▶ [What to produce]: Work through the data below and give the number of lines holding "this", nothing more.

▶ [Code that builds pages]:
_____
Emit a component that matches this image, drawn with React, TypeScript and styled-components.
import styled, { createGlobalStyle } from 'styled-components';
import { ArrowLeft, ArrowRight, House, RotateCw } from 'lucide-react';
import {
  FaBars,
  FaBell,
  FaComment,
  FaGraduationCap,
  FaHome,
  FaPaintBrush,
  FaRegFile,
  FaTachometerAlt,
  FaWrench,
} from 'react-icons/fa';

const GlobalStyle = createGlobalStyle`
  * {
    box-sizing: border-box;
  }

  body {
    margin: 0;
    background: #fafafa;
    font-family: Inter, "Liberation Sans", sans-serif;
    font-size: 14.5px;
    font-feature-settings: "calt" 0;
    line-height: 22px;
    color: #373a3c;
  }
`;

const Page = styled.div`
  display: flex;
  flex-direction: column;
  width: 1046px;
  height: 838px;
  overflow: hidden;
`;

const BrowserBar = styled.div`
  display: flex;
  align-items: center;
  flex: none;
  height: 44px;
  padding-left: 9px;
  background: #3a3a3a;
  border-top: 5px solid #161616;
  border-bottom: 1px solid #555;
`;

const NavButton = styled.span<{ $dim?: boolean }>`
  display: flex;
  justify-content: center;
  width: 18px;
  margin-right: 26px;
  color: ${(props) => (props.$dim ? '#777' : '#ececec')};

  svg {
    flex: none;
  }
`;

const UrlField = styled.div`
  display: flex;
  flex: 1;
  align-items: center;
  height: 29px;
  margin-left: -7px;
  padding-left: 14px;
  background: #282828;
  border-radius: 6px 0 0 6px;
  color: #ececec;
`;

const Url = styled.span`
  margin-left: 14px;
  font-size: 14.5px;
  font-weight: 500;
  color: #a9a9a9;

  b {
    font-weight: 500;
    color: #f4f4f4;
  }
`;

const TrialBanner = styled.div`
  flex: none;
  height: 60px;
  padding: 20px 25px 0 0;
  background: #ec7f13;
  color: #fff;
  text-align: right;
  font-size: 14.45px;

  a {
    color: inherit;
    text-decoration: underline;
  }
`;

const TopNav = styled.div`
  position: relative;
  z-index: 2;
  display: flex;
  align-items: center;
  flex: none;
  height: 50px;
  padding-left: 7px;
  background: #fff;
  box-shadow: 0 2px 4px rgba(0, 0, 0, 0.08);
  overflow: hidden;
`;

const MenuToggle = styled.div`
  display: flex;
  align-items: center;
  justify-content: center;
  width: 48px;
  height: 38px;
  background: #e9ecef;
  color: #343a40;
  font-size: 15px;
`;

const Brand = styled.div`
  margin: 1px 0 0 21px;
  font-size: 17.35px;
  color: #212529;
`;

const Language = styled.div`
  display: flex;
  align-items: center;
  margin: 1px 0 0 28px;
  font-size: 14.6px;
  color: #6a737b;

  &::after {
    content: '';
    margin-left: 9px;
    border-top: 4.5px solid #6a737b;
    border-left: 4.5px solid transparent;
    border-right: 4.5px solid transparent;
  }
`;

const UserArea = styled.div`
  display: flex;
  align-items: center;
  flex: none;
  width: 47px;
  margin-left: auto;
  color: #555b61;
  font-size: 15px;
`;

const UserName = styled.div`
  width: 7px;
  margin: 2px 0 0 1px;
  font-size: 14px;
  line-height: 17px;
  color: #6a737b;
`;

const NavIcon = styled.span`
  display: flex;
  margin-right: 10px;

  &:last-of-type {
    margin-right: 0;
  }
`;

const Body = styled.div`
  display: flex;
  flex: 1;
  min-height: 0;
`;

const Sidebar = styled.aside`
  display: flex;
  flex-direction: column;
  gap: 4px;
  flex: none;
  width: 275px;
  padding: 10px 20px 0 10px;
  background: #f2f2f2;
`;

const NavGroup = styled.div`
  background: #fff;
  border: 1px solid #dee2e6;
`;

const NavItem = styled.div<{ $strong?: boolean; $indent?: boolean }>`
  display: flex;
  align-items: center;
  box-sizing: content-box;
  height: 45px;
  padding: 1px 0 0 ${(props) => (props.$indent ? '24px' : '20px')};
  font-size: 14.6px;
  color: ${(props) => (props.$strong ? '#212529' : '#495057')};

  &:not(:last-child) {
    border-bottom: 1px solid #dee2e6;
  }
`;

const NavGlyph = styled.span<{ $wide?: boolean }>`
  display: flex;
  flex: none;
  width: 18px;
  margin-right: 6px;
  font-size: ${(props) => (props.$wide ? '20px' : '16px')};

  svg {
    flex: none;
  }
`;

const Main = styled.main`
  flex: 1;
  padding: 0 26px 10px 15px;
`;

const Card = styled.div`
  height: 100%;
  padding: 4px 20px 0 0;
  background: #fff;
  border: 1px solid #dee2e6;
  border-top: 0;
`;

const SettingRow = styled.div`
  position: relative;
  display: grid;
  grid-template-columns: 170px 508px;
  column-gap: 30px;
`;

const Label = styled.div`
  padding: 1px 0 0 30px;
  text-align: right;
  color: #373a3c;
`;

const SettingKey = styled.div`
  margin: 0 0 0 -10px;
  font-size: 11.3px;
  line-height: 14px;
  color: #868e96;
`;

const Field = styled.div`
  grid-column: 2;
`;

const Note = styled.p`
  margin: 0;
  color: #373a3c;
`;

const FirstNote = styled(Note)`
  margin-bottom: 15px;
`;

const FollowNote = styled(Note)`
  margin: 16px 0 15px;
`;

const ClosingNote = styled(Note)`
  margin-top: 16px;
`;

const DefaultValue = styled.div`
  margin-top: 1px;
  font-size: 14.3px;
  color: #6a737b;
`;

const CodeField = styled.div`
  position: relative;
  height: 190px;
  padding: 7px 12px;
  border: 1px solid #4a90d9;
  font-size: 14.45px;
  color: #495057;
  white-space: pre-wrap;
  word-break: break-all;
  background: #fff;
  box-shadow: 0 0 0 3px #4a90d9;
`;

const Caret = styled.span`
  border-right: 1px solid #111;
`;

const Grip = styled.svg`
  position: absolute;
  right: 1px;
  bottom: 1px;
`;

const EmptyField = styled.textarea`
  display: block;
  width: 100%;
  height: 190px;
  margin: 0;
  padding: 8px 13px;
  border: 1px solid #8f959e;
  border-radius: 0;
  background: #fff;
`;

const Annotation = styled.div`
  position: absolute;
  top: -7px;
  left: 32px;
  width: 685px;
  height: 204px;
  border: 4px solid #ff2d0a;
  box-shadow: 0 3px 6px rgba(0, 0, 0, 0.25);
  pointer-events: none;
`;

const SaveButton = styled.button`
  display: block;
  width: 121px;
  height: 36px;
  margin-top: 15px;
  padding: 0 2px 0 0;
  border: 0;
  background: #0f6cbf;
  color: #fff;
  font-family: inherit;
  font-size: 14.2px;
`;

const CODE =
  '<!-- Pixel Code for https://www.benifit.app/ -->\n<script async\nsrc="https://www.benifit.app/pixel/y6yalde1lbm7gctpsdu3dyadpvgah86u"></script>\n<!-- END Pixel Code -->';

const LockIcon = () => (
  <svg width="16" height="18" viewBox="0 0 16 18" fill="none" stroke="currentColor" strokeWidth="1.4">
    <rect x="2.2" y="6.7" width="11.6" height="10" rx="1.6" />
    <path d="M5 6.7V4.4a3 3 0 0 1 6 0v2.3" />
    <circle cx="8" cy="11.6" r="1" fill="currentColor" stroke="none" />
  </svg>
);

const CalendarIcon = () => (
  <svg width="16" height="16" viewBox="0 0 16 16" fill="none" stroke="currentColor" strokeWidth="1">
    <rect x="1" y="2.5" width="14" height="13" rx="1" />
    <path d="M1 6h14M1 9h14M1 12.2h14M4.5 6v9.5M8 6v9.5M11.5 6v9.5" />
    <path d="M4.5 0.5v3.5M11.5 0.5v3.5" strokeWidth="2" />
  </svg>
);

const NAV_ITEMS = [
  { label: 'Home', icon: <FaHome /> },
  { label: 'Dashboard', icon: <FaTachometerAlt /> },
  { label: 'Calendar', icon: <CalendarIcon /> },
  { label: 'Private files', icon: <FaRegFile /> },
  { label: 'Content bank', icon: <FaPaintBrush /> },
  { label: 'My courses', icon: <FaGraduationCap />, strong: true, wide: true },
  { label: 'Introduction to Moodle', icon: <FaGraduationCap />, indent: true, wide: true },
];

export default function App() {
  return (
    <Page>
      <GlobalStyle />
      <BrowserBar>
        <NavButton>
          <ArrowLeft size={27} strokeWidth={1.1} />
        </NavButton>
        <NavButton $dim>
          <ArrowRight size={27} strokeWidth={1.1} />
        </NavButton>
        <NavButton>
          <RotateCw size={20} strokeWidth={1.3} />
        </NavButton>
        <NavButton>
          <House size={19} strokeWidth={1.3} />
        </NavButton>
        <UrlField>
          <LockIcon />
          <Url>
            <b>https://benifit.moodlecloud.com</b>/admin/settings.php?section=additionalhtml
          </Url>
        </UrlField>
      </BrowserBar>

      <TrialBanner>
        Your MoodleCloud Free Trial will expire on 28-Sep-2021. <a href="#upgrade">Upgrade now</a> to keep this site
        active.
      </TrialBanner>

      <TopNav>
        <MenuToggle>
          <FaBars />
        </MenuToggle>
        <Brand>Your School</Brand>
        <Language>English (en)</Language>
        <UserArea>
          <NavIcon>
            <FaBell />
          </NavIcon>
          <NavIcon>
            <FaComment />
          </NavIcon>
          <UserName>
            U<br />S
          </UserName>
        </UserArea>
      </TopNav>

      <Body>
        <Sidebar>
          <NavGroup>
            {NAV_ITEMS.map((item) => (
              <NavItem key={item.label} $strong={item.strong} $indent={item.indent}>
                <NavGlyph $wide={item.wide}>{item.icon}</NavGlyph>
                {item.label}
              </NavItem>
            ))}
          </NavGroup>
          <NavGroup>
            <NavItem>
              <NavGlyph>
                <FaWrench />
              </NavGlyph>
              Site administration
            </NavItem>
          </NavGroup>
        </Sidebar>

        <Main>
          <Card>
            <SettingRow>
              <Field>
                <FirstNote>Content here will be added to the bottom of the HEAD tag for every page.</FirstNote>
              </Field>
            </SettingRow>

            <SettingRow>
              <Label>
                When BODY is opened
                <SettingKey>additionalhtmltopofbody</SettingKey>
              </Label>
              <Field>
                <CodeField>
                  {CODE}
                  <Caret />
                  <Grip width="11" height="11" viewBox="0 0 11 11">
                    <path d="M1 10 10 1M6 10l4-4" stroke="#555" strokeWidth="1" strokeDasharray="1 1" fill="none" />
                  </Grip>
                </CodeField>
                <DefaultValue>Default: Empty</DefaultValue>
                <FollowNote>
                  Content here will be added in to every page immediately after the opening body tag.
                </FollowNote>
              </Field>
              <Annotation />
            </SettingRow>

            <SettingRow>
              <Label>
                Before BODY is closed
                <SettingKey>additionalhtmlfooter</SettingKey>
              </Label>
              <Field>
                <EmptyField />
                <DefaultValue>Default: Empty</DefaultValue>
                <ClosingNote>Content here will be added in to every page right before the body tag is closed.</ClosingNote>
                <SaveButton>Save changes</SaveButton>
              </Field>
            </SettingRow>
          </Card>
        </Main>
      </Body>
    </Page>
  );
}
_____
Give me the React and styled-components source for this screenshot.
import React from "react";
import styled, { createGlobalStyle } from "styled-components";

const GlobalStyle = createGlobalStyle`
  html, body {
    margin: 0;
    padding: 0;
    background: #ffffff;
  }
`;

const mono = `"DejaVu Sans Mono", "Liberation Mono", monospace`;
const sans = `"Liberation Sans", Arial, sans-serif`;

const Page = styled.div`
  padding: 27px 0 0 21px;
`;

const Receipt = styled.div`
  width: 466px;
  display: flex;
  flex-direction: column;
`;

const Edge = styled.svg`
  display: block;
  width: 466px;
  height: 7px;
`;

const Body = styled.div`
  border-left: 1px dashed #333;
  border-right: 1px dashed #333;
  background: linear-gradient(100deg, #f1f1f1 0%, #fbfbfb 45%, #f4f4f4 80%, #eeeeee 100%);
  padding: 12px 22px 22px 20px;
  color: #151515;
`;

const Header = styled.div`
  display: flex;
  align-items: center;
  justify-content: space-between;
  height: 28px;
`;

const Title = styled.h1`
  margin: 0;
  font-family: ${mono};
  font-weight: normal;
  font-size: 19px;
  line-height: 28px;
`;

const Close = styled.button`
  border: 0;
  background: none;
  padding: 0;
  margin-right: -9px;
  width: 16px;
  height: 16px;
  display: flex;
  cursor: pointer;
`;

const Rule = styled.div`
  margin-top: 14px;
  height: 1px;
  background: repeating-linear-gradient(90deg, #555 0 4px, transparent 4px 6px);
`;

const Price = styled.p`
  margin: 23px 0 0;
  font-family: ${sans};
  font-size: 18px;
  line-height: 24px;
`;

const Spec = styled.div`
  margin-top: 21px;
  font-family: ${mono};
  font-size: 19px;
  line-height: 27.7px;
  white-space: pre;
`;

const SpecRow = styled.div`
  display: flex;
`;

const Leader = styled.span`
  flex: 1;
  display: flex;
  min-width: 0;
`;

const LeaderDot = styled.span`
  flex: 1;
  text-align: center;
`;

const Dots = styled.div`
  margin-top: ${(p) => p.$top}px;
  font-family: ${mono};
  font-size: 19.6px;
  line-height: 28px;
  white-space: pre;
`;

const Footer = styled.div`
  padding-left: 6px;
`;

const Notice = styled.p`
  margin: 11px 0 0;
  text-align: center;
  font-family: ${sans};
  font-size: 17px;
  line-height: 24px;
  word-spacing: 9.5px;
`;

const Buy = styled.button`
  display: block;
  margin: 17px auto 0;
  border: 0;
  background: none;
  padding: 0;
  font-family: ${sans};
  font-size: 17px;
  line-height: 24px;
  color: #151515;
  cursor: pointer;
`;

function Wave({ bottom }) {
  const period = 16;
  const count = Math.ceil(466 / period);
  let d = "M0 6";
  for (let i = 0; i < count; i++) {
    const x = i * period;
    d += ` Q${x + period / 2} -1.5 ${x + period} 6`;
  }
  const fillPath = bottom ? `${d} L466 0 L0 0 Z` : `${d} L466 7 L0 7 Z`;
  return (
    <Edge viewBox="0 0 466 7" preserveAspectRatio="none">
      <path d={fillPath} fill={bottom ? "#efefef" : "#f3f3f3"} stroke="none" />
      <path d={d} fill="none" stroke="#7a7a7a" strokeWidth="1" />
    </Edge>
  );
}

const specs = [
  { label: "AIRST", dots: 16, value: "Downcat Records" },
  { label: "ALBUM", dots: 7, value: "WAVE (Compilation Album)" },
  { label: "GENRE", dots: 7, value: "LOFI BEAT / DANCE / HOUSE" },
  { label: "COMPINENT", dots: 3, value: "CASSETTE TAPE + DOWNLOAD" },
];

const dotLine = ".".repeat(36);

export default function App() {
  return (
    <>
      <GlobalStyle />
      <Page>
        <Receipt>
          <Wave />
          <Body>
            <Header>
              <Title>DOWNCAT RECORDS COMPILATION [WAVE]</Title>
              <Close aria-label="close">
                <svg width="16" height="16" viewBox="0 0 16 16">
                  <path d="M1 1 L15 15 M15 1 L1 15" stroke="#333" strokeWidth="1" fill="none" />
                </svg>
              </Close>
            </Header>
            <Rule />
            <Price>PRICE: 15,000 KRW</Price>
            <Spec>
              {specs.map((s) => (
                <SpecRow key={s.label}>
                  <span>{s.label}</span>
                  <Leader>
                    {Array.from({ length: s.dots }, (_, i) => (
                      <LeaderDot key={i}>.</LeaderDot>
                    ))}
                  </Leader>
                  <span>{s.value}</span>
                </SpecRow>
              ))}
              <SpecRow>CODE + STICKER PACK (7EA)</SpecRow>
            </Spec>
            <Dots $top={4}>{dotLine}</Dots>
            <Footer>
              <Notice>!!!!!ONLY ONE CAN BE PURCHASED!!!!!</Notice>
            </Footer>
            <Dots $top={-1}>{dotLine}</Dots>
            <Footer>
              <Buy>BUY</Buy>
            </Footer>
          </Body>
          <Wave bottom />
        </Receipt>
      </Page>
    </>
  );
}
_____
▶ [Answer to the problem]: 3